En Japón, donde los tsunamis forman parte de la historia nacional, la relación con el mar es distinta. No es una figura mitológica ni una metáfora lejana, es una realidad que se repite de manera bastante cotidiana. Desde el siglo VIII, los registros dan cuenta de terremotos y olas gigantes, durante el periodo Edo, se documentaron con detalle en crónicas, mapas y grabados, pero también en canciones populares y en la poesía. La literatura japonesa, especialmente el haiku, ha sabido expresar ese miedo con una sobriedad conmovedora. No hace falta nombrar la ola para que se sienta su peso, a veces está en el silencio previo al desastre, en la arena que se ensancha, en el grito que se apaga. El tsunami, en estos versos tan breves, no es una catástrofe ruidosa, sino una ausencia de sonido. Un momento suspendido en el tiempo que se vuelve irreversible.
En Europa, no se tomó conciencia del tsunami como un fenómeno real hasta el siglo XVIII, con el terremoto de Lisboa en 1755. Aquel día, la ciudad fue sacudida por un seísmo brutal, arrasada por un maremoto y devorada por el fuego, fallecieron decenas de miles de personas. El desastre fue tan inmenso que no cabía en los esquemas mentales de la época, y para colmo sucedió en el Día de Todos los Santos, con las iglesias llenas. Muchos se preguntaron por qué una ciudad tan religiosa era castigada así. ¿Dónde estaba Dios? ¿Qué lógica podía tener aquello? Voltaire, en Cándido, se burla de quienes decían que todo sucede para bien. El terremoto y el tsunami hicieron añicos la idea de que el mundo era un lugar ordenado y justo, y desde entonces la naturaleza empezó a verse no solo como algo hermoso o admirable, sino también como una fuerza capaz de arrasar sin un motivo, simplemente porque sí.
El Romanticismo abrazó esa visión. El mar se convirtió en el escenario de tormentas interiores, de pérdidas, de luchas imposibles. Lord Byron escribió sobre mares embravecidos donde «el alma se disuelve». Víctor Hugo, en Los trabajadores del mar, convirtió al océano en un personaje: un adversario poderoso e indiferente. El mar ya no era solo un decorado de fondo, sino algo que tomaba protagonismo, como un personaje más, capaz de reflejar lo insignificante que puede llegar a ser el ser humano.

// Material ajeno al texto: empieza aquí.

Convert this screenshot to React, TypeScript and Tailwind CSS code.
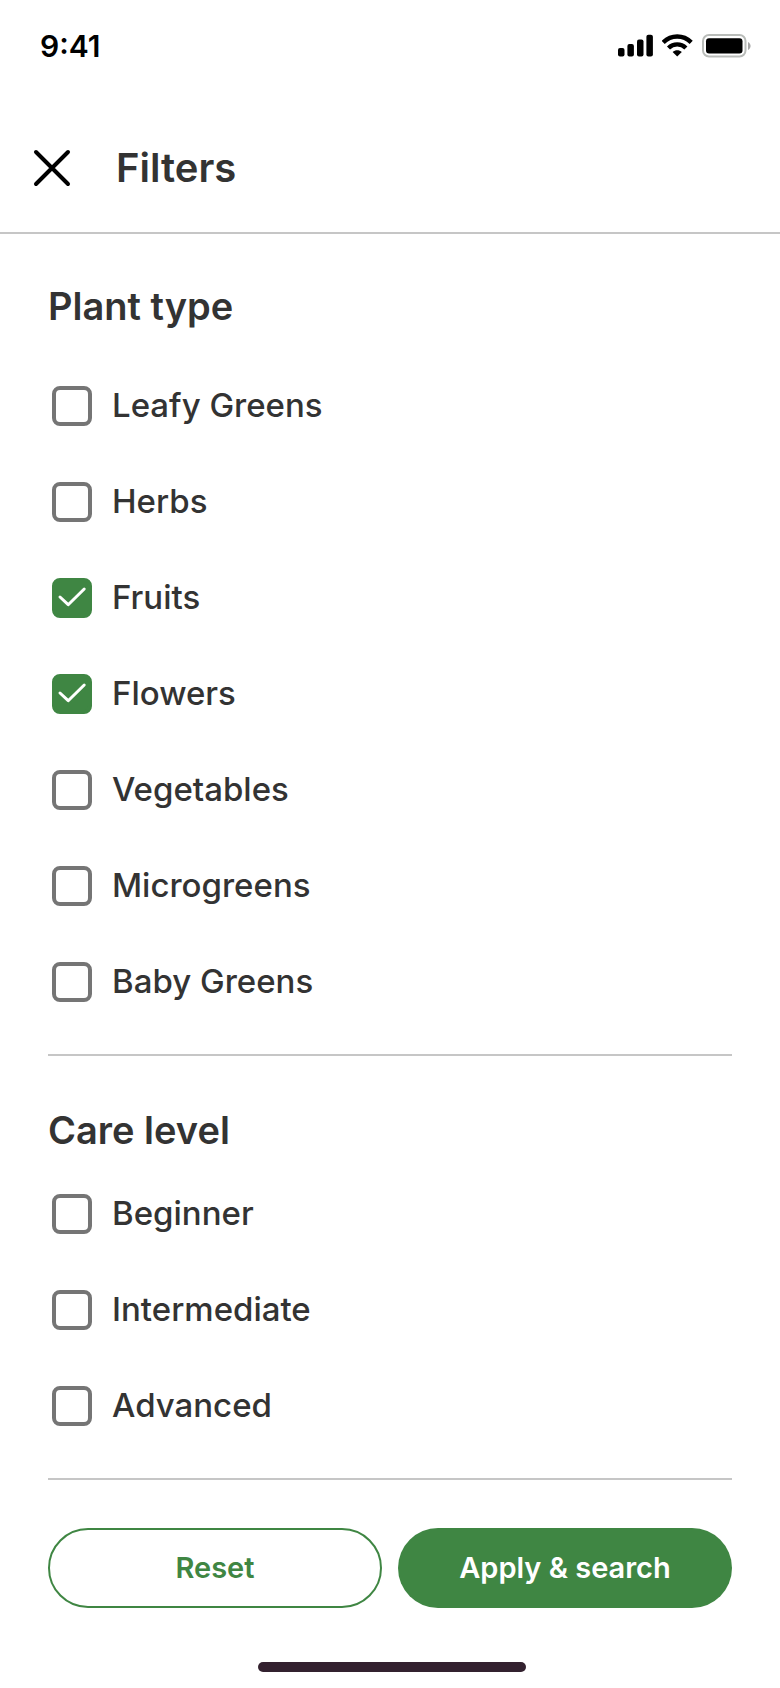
import { useState } from 'react';

const PLANT_TYPES = [
  'Leafy Greens',
  'Herbs',
  'Fruits',
  'Flowers',
  'Vegetables',
  'Microgreens',
  'Baby Greens',
];

const CARE_LEVELS = ['Beginner', 'Intermediate', 'Advanced'];

interface FilterOptionProps {
  label: string;
  checked: boolean;
  onChange: () => void;
}

function FilterOption({ label, checked, onChange }: FilterOptionProps) {
  return (
    <label className="flex h-24 cursor-pointer items-center gap-5 pl-1 text-[33px] font-medium">
      <span className="grid size-10 shrink-0">
        <input
          type="checkbox"
          checked={checked}
          onChange={onChange}
          className="peer col-start-1 row-start-1 size-10 cursor-pointer appearance-none rounded-lg border-4 border-[#757575] checked:border-[#3f8643] checked:bg-[#3f8643]"
        />
        <svg
          viewBox="0 0 40 40"
          fill="none"
          aria-hidden="true"
          className="pointer-events-none invisible col-start-1 row-start-1 size-10 peer-checked:visible"
        >
          <path
            d="M8 19L16.2 26.7L32.2 11"
            stroke="white"
            strokeWidth="3"
            strokeLinecap="round"
            strokeLinejoin="round"
          />
        </svg>
      </span>
      {label}
    </label>
  );
}

function StatusBar() {
  return (
    <div className="flex h-[92px] items-center justify-between pr-7 pl-10 text-black">
      <span className="text-[30px] leading-9 font-semibold">9:41</span>
      <div className="flex items-center gap-2">
        {/* Signal */}
        <svg viewBox="0 0 36 24" fill="currentColor" aria-hidden="true" className="h-6 w-9">
          <rect x="0" y="14" width="6.5" height="8.5" rx="2" />
          <rect x="9.4" y="10" width="6.5" height="12.5" rx="2" />
          <rect x="19" y="5.5" width="6.5" height="17" rx="2" />
          <rect x="28.4" y="0.8" width="6.5" height="21.7" rx="2" />
        </svg>
        {/* Wi-Fi */}
        <svg viewBox="0 0 32 24" fill="none" aria-hidden="true" className="h-6 w-8">
          <path
            d="M1.2 8.4C9.1 0.6 21.3 0.6 29.2 8.4M6.5 14C11.5 9.2 18.9 9.2 23.9 14"
            stroke="currentColor"
            strokeWidth="4.4"
          />
          <path
            d="M15.2 22.6L10.6 18C13.3 15.7 17.1 15.7 19.8 18L15.2 22.6Z"
            fill="currentColor"
          />
        </svg>
        {/* Battery */}
        <svg viewBox="0 0 50 24" fill="none" aria-hidden="true" className="h-6 w-[50px]">
          <rect x="1" y="1" width="42.5" height="21.5" rx="6" stroke="#b9bcb9" strokeWidth="2" />
          <rect x="4" y="4.2" width="36.5" height="15.2" rx="3" fill="currentColor" />
          <path d="M46 8C49.4 9.4 49.4 14.6 46 16V8Z" fill="#a6a6a6" />
        </svg>
      </div>
    </div>
  );
}

export default function App() {
  const [selected, setSelected] = useState<string[]>(['Fruits', 'Flowers']);

  const toggle = (option: string) => {
    setSelected((prev) =>
      prev.includes(option) ? prev.filter((item) => item !== option) : [...prev, option]
    );
  };

  const renderOptions = (options: string[]) =>
    options.map((option) => (
      <FilterOption
        key={option}
        label={option}
        checked={selected.includes(option)}
        onChange={() => toggle(option)}
      />
    ));

  return (
    <div className="flex min-h-screen flex-col bg-white font-['Inter',sans-serif] text-[#333333]">
      <StatusBar />

      <header className="flex items-center gap-11 border-b-2 border-[#c6c6c6] px-8 pt-[52px] pb-10">
        <button type="button" aria-label="Close" className="cursor-pointer text-black">
          <svg viewBox="0 0 40 40" fill="none" aria-hidden="true" className="size-10">
            <path
              d="M4 4L36 36M36 4L4 36"
              stroke="currentColor"
              strokeWidth="4"
              strokeLinecap="round"
            />
          </svg>
        </button>
        <h1 className="text-[40px] leading-[48px] font-semibold">Filters</h1>
      </header>

      <main className="px-12">
        <section className="border-b-2 border-[#c6c6c6] pt-11 pb-6">
          <h2 className="mb-6 text-[38px] leading-[56px] font-semibold">Plant type</h2>
          {renderOptions(PLANT_TYPES)}
        </section>

        <section className="border-b-2 border-[#c6c6c6] pt-[46px] pb-6">
          <h2 className="mb-2 text-[38px] leading-[56px] font-semibold">Care level</h2>
          {renderOptions(CARE_LEVELS)}
        </section>

        <div className="grid grid-cols-2 gap-4 pt-12 text-[29px] font-semibold">
          <button
            type="button"
            onClick={() => setSelected([])}
            className="h-20 cursor-pointer rounded-full border-2 border-[#3f8643] text-[#3f8643]"
          >
            Reset
          </button>
          <button type="button" className="h-20 cursor-pointer rounded-full bg-[#3f8643] text-white">
            Apply &amp; search
          </button>
        </div>
      </main>

      {/* Home indicator */}
      <div className="mt-auto flex justify-center pb-4 pl-1">
        <div className="h-[10px] w-[268px] rounded-full bg-[#33212f]" />
      </div>
    </div>
  );
}
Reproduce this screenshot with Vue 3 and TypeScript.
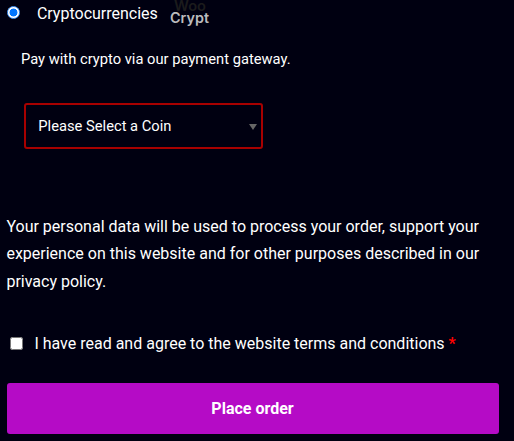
<script setup lang="ts">
import { ref } from 'vue'

const method = ref<string>('crypto')
const accepted = ref<boolean>(false)
</script>

<template>
  <form class="checkout" @submit.prevent>
    <label class="method">
      <input v-model="method" type="radio" name="payment" value="crypto" class="control radio" />
      <span class="method-name">Cryptocurrencies</span>
      <svg class="logo" width="46" height="28" viewBox="0 0 46 28" role="img" aria-label="Woo Crypt">
        <text class="logo-woo" x="4" y="11.4" textLength="32" lengthAdjust="spacingAndGlyphs">Woo</text>
        <text class="logo-crypt" x="0" y="23" textLength="39" lengthAdjust="spacingAndGlyphs">Crypt</text>
      </svg>
    </label>
    <p class="description">Pay with crypto via our payment gateway.</p>
    <button type="button" class="coin">
      <span>Please Select a Coin</span>
      <svg class="arrow" width="8" height="6" viewBox="0 0 8 6"><path d="M0 0H8L4 6Z" fill="#666" /></svg>
    </button>
    <p class="privacy">
      Your personal data will be used to process your order, support your experience on this website and for other purposes described in our privacy policy.
    </p>
    <label class="terms">
      <input v-model="accepted" type="checkbox" class="control" />
      <span class="terms-text">I have read and agree to the website terms and conditions <span class="required">*</span></span>
    </label>
    <button type="submit" class="submit">Place order</button>
  </form>
</template>

<style>
body {
  background: #000011;
}
</style>

<style scoped>
.checkout {
  box-sizing: border-box;
  width: 514px;
  height: 441px;
  padding: 0 15px 0 7px;
  overflow: hidden;
  background: #000011;
  color: #fff;
  font: 16px/27.2px Roboto, sans-serif;
}
.method {
  display: flex;
  align-items: flex-start;
  height: 28px;
}
.control {
  flex: none;
  width: 13px;
  height: 13px;
  margin: 0;
}
.radio {
  box-sizing: border-box;
  margin-top: 6px;
  appearance: none;
  border: 1px solid #4b9cff;
  border-radius: 50%;
  background: radial-gradient(circle, #0075ff 3.6px, #fff 4.3px);
}
.method-name {
  margin-left: 16.9px;
}
.logo {
  margin-left: 11.7px;
  font-family: Inter, sans-serif;
  font-weight: 600;
}
.logo-woo {
  font-size: 14px;
  fill: #1b1b1c;
}
.logo-crypt {
  font-size: 14px;
  fill: #bcbcbe;
}
.description {
  margin: 18px 0 0 14px;
  font-size: 14.72px;
  line-height: 26px;
}
.coin {
  display: flex;
  align-items: center;
  justify-content: space-between;
  box-sizing: border-box;
  width: 239px;
  height: 46px;
  margin: 31px 0 0 17px;
  padding: 0 4px 0 12.3px;
  border: 2px solid #a70000;
  border-radius: 3px;
  background: transparent;
  color: #fff;
  font: 14.72px/26px Roboto, sans-serif;
}
.arrow {
  margin-top: 2px;
}
.privacy {
  margin: 64.2px 0 0 -0.6px;
  line-height: 27.2px;
}
.terms {
  display: flex;
  align-items: center;
  margin: 34.8px 0 0 3px;
}
.terms-text {
  margin-left: 11.4px;
}
.required {
  color: #f00;
  font-weight: 700;
}
.submit {
  display: block;
  width: 100%;
  height: 51px;
  margin: 26px 0 0;
  padding: 0 1px 0 0;
  border: 0;
  border-radius: 3px;
  background: #b50bc6;
  color: #fff;
  font: 700 16px/51px Roboto, sans-serif;
}
</style>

En el siglo XX, los tsunamis dejaron de ser un mito para convertirse en hechos documentados y analizados por sismógrafos, observados por científicos y periodistas. En Japón, el gran tsunami de Sanriku en 1933 provocó más de tres mil muertes, y aunque las narraciones que surgieron de aquel desastre no alcanzaron gran difusión internacional, marcaron un cambio en el tono, empezó a ser contado como herida y trauma, como un acontecimiento que transforma para siempre la relación de una comunidad con su territorio. La literatura reflejó ese giro, no siempre a través de novelas, pero sí mediante memorias, poemas, canciones populares o diarios personales que luego circularon como parte de lo vivido.
En Occidente, mientras tanto, encontró un nuevo espacio en la literatura especulativa; en novelas como The Drowned World de J. G. Ballard (1962), el mundo ya no es arrasado por una ola puntual, sino que queda sumergido por completo: las ciudades reposan bajo el agua, el paisaje es una ruina líquida y ya no hay castigo, ni juicio, ni drama moral, sino transformación. En estas narraciones, la ola no representa un final, sino una mutación, y lo que surge después no es lo que había antes, sino otra cosa: otro mundo, otro cuerpo y otro orden.
En el siglo XXI, se convirtió en una realidad inmediata, vivida en directo a través de las televisiones, porque la tragedia del océano Índico en 2004, seguida por el desastre de Fukushima en 2011, transformó para siempre la forma en que se perciben estos fenómenos. Ya no se trataba de imaginar la destrucción, sino de verla avanzar en tiempo real mientras arrasaba ciudades, y esa visibilidad cambió también su lugar en la literatura, que comenzó a responder no solo desde la ficción sino también desde la necesidad de dar testimonio. Obras como Wave de Sonali Deraniyagala, donde la autora relata la pérdida de toda su familia en Sri Lanka, o antologías como March Was Made of Yarn, que recogen testimonios tras Fukushima, no buscan explicar lo ocurrido sino sostener lo que queda, hablar sobre el duelo y el miedo persistente, la reconstrucción lenta y los silencios que apenas se pueden nombrar.
Desde entonces, la escritura ha convertido estas catástrofes en una presencia real, en memoria colectiva. Ya no se representa como un giro dramático o un evento distante, sino como una vida partida en dos, con un antes y un después que es imposible de borrar. En este nuevo ciclo, las olas recuperan su protagonismo no como escenario romántico ni como fondo simbólico, sino como una fuerza que es tangible y su impacto influye no solo por lo que destruyen, sino por todo lo que obligan a reconstruir: el lenguaje, los vínculos, la memoria, el paisaje y las certezas. De este modo, lo verdaderamente devastador no siempre es el agua en movimiento, sino el vacío que deja cuando todo ya ha quedado en silencio.